The Surf Culture Photography of Art Brewer

In the five decades since he picked up a camera, the Dana Point lensman has become the sport’s foremost documentarian
Surfer Cover Art Bewer
2008 Several of the world’s most popular surfers made the pilgrimage to Brewer’s studio for a composite photo that would appear on Surfer magazine’s December 2008 cover. From left: Mick Fanning, Bruce Irons, the late Andy Irons, Sofia Mulanovich, Dane Reynolds, and Kelly Slater.

Unlike most surf photographers, Art Brewer finds himself drawn more to the subculture’s subversive artistry than its sea‑dance aesthetics. Throughout his legendary 50-year career, Brewer has steadfastly resisted the siren call of cute sea turtles, maritime rainbows, and couples kissing at sunset as soft‑focus wavelets swirl at their feet.

As he once put it, “I never wanted to be the guy who shoots postcards.”

Born and raised in Laguna Beach, Brewer was 17 when, in 1968, he landed his first Surfer magazine cover, which almost certainly makes him the youngest photographer ever to score the cover of a major surf publication.
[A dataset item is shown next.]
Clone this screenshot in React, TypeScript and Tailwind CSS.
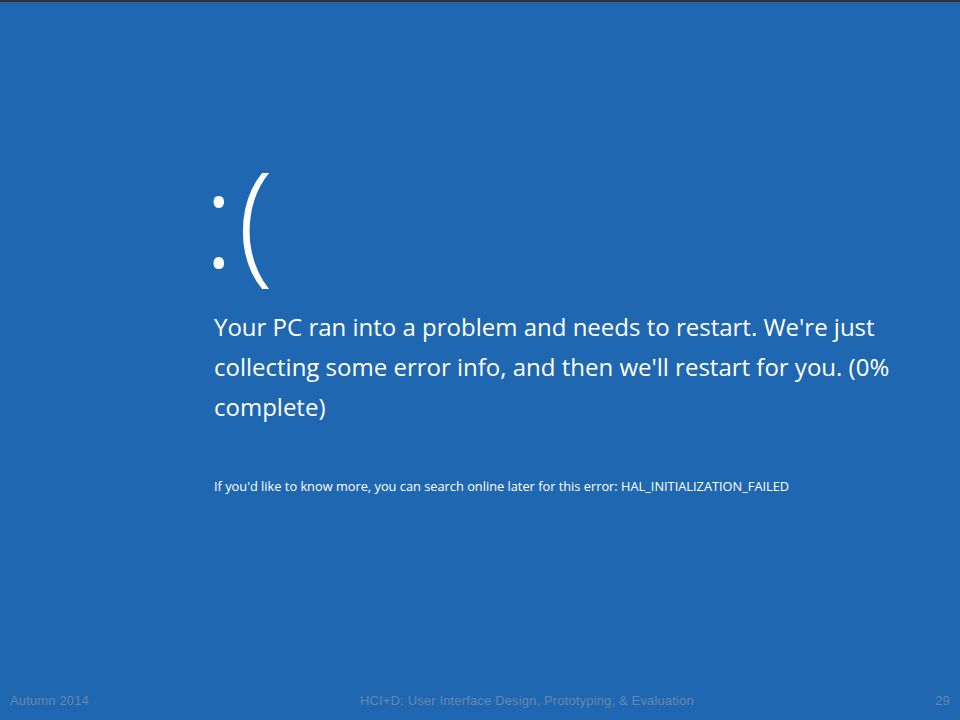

Over the ensuing decades, he has chronicled every cultural shift in a sport that never stands still.

“Others may have been at it as long, but none at Art’s level,” says Matt Warshaw, author of “The Encyclopedia of Surfing” and the sport’s preeminent historian. “He just keeps creating.”

In the pursuit of fresh perspectives, Brewer has traveled to the shores of Sumatra, South Africa, Antarctica, and beyond. And while his career has led him to realms outside of surfing—shooting for such titles as Rolling Stone, Sports Illustrated, Esquire, and Playboy—he always, inevitably, returns to Orange County and its shores. All but one of these images were taken within a short drive of his home in Dana Point.

Writer Steve Hawk was the editor of Surfer from 1991 to 1998.